The usual errors are emotional, not analytical.

  • Treating a matched offer as a reset

BAD: “They matched it, so they value me now.”

GOOD: “They matched the number, but the scope, manager, and roadmap are unchanged, so the old problem remains.”

  • Believing promises without owners

BAD: “Promotion is coming next quarter.”

GOOD: “Promotion, scope change, and reporting line are written with dates and names attached.”

  • Staying to win an argument

BAD: “I stayed to prove they needed me.”

GOOD: “I stayed only because the new arrangement solved the reason I was leaving.”

FAQ

FAQ answers matter only when they end the argument.

  1. Should I accept a counteroffer if the money is much better?

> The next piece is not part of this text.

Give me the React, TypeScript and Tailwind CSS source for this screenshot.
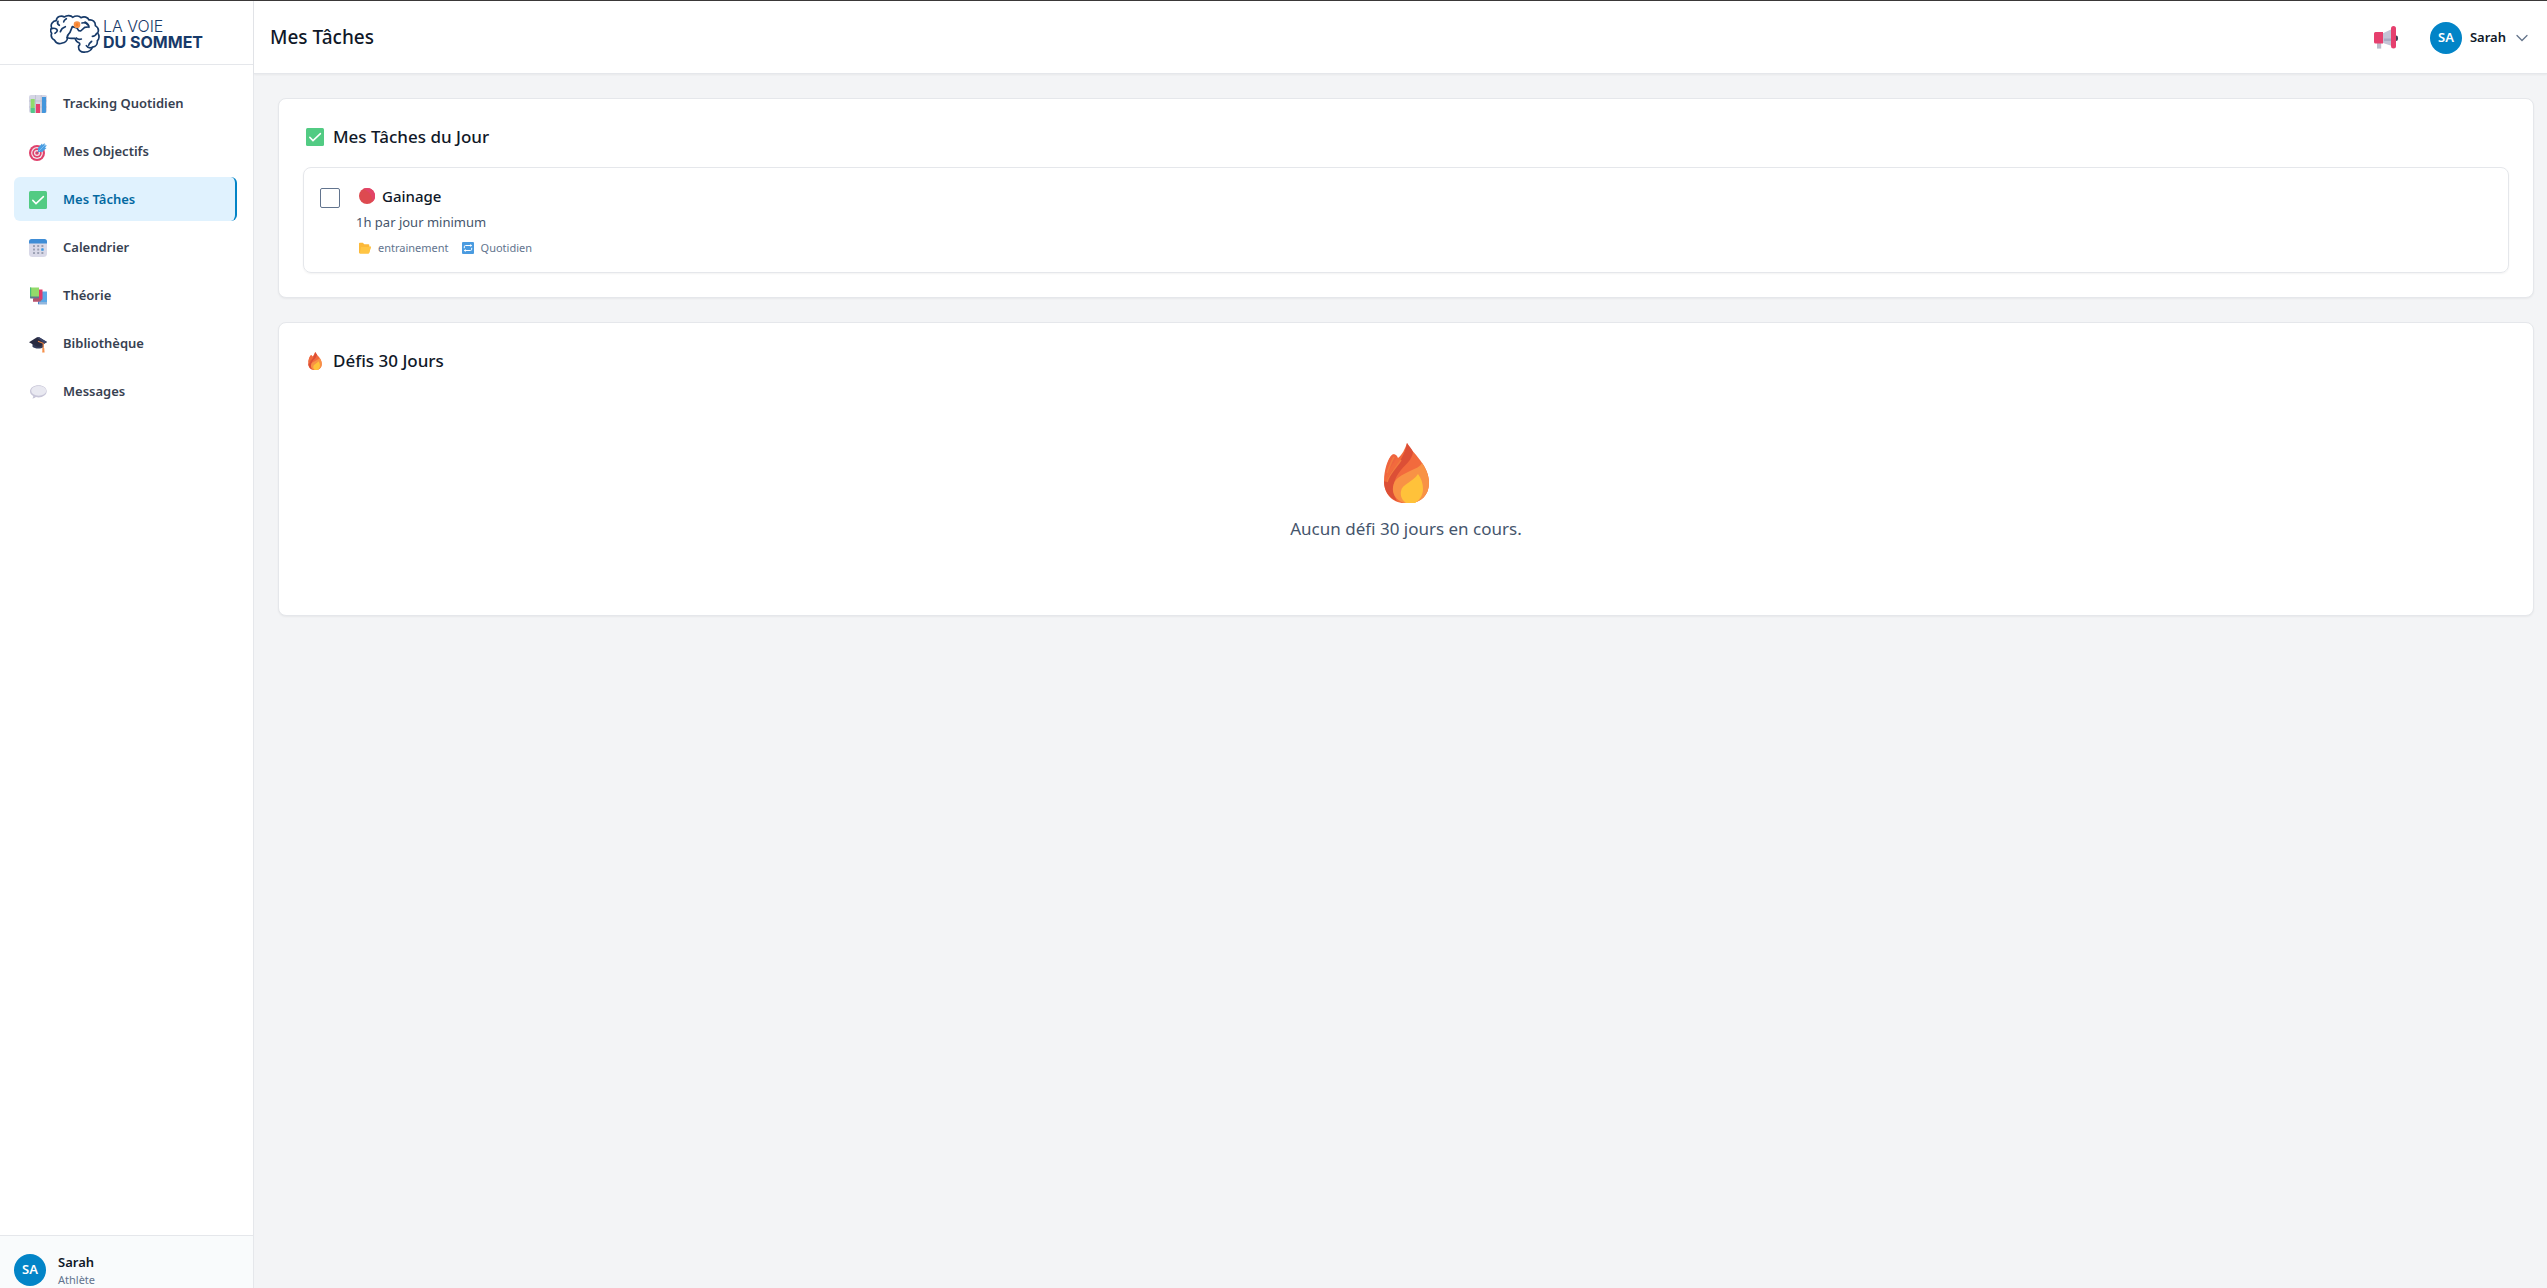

Accept it only if money was the main problem. If the role itself was draining you, a larger package only delays the next search. The job still has to work when the number becomes normal again.

  1. Will my manager trust me after I accept?

Not completely, and pretending otherwise is naïve. Some managers recover. Many do not. If trust is a core requirement for your next year, judge the relationship as it exists after notice, not as it existed before.

  1. Is walking away always the safer move?

No. It is the cleaner move, not always the safer one. If the external role is weak, vague, or unstable, a counteroffer may still be the better short-term outcome. But if you need a durable decision, choose the path that fixes the underlying reason you started looking.